======== Provided data

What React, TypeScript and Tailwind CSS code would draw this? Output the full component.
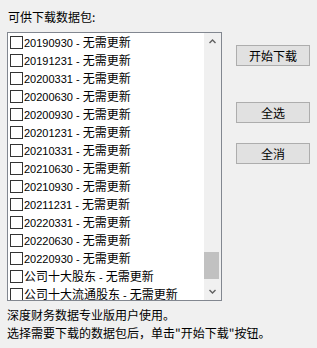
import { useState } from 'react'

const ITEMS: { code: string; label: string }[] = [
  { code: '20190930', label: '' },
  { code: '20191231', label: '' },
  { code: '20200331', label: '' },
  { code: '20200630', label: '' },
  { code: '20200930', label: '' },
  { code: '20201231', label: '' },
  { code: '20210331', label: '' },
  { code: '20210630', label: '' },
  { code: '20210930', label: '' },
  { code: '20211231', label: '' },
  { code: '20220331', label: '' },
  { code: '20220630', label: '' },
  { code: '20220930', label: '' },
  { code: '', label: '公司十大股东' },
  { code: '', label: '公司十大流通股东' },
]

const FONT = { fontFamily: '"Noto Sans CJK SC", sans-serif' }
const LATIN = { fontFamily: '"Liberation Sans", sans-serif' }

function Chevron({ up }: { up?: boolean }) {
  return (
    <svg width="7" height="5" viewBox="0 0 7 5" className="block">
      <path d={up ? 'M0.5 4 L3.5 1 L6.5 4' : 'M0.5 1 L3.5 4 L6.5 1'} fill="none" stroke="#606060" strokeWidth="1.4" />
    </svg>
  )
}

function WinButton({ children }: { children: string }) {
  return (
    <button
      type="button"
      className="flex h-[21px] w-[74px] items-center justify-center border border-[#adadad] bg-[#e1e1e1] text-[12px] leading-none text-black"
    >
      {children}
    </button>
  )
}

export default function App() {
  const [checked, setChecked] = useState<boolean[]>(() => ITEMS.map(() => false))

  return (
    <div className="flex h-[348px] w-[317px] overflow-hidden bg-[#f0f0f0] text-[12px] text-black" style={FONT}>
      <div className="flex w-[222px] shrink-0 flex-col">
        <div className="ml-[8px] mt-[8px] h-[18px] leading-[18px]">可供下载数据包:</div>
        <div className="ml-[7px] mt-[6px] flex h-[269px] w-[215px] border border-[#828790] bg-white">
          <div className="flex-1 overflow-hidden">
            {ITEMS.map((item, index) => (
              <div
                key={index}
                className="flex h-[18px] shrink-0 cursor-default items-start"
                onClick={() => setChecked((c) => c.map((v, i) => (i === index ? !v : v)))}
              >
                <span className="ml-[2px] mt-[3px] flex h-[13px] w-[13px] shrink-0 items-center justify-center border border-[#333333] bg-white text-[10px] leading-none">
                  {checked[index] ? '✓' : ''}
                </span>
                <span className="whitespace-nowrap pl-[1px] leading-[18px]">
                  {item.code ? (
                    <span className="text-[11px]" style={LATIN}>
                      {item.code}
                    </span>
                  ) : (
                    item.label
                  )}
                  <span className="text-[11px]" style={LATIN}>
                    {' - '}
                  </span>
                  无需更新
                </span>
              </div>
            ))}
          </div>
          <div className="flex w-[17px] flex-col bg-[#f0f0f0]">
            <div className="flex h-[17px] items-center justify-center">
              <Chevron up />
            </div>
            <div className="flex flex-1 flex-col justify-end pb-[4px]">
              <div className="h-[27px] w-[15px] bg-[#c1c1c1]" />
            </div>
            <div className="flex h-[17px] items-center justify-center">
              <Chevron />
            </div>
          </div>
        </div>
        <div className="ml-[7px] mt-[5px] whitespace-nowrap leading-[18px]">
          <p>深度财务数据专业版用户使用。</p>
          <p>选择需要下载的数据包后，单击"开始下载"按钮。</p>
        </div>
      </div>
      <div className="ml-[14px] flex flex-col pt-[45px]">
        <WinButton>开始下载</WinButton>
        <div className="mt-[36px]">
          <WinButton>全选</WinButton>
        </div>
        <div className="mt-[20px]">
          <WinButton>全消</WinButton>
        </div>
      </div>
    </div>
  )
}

================

* **Direction**
Every line of the material is to be quoted exactly, with no pictures carried over.

* **Task result**
What React, TypeScript and Tailwind CSS code would draw this? Output the full component.
import { useState } from 'react'

const ITEMS: { code: string; label: string }[] = [
  { code: '20190930', label: '' },
  { code: '20191231', label: '' },
  { code: '20200331', label: '' },
  { code: '20200630', label: '' },
  { code: '20200930', label: '' },
  { code: '20201231', label: '' },
  { code: '20210331', label: '' },
  { code: '20210630', label: '' },
  { code: '20210930', label: '' },
  { code: '20211231', label: '' },
  { code: '20220331', label: '' },
  { code: '20220630', label: '' },
  { code: '20220930', label: '' },
  { code: '', label: '公司十大股东' },
  { code: '', label: '公司十大流通股东' },
]

const FONT = { fontFamily: '"Noto Sans CJK SC", sans-serif' }
const LATIN = { fontFamily: '"Liberation Sans", sans-serif' }

function Chevron({ up }: { up?: boolean }) {
  return (
    <svg width="7" height="5" viewBox="0 0 7 5" className="block">
      <path d={up ? 'M0.5 4 L3.5 1 L6.5 4' : 'M0.5 1 L3.5 4 L6.5 1'} fill="none" stroke="#606060" strokeWidth="1.4" />
    </svg>
  )
}

function WinButton({ children }: { children: string }) {
  return (
    <button
      type="button"
      className="flex h-[21px] w-[74px] items-center justify-center border border-[#adadad] bg-[#e1e1e1] text-[12px] leading-none text-black"
    >
      {children}
    </button>
  )
}

export default function App() {
  const [checked, setChecked] = useState<boolean[]>(() => ITEMS.map(() => false))

  return (
    <div className="flex h-[348px] w-[317px] overflow-hidden bg-[#f0f0f0] text-[12px] text-black" style={FONT}>
      <div className="flex w-[222px] shrink-0 flex-col">
        <div className="ml-[8px] mt-[8px] h-[18px] leading-[18px]">可供下载数据包:</div>
        <div className="ml-[7px] mt-[6px] flex h-[269px] w-[215px] border border-[#828790] bg-white">
          <div className="flex-1 overflow-hidden">
            {ITEMS.map((item, index) => (
              <div
                key={index}
                className="flex h-[18px] shrink-0 cursor-default items-start"
                onClick={() => setChecked((c) => c.map((v, i) => (i === index ? !v : v)))}
              >
                <span className="ml-[2px] mt-[3px] flex h-[13px] w-[13px] shrink-0 items-center justify-center border border-[#333333] bg-white text-[10px] leading-none">
                  {checked[index] ? '✓' : ''}
                </span>
                <span className="whitespace-nowrap pl-[1px] leading-[18px]">
                  {item.code ? (
                    <span className="text-[11px]" style={LATIN}>
                      {item.code}
                    </span>
                  ) : (
                    item.label
                  )}
                  <span className="text-[11px]" style={LATIN}>
                    {' - '}
                  </span>
                  无需更新
                </span>
              </div>
            ))}
          </div>
          <div className="flex w-[17px] flex-col bg-[#f0f0f0]">
            <div className="flex h-[17px] items-center justify-center">
              <Chevron up />
            </div>
            <div className="flex flex-1 flex-col justify-end pb-[4px]">
              <div className="h-[27px] w-[15px] bg-[#c1c1c1]" />
            </div>
            <div className="flex h-[17px] items-center justify-center">
              <Chevron />
            </div>
          </div>
        </div>
        <div className="ml-[7px] mt-[5px] whitespace-nowrap leading-[18px]">
          <p>深度财务数据专业版用户使用。</p>
          <p>选择需要下载的数据包后，单击"开始下载"按钮。</p>
        </div>
      </div>
      <div className="ml-[14px] flex flex-col pt-[45px]">
        <WinButton>开始下载</WinButton>
        <div className="mt-[36px]">
          <WinButton>全选</WinButton>
        </div>
        <div className="mt-[20px]">
          <WinButton>全消</WinButton>
        </div>
      </div>
    </div>
  )
}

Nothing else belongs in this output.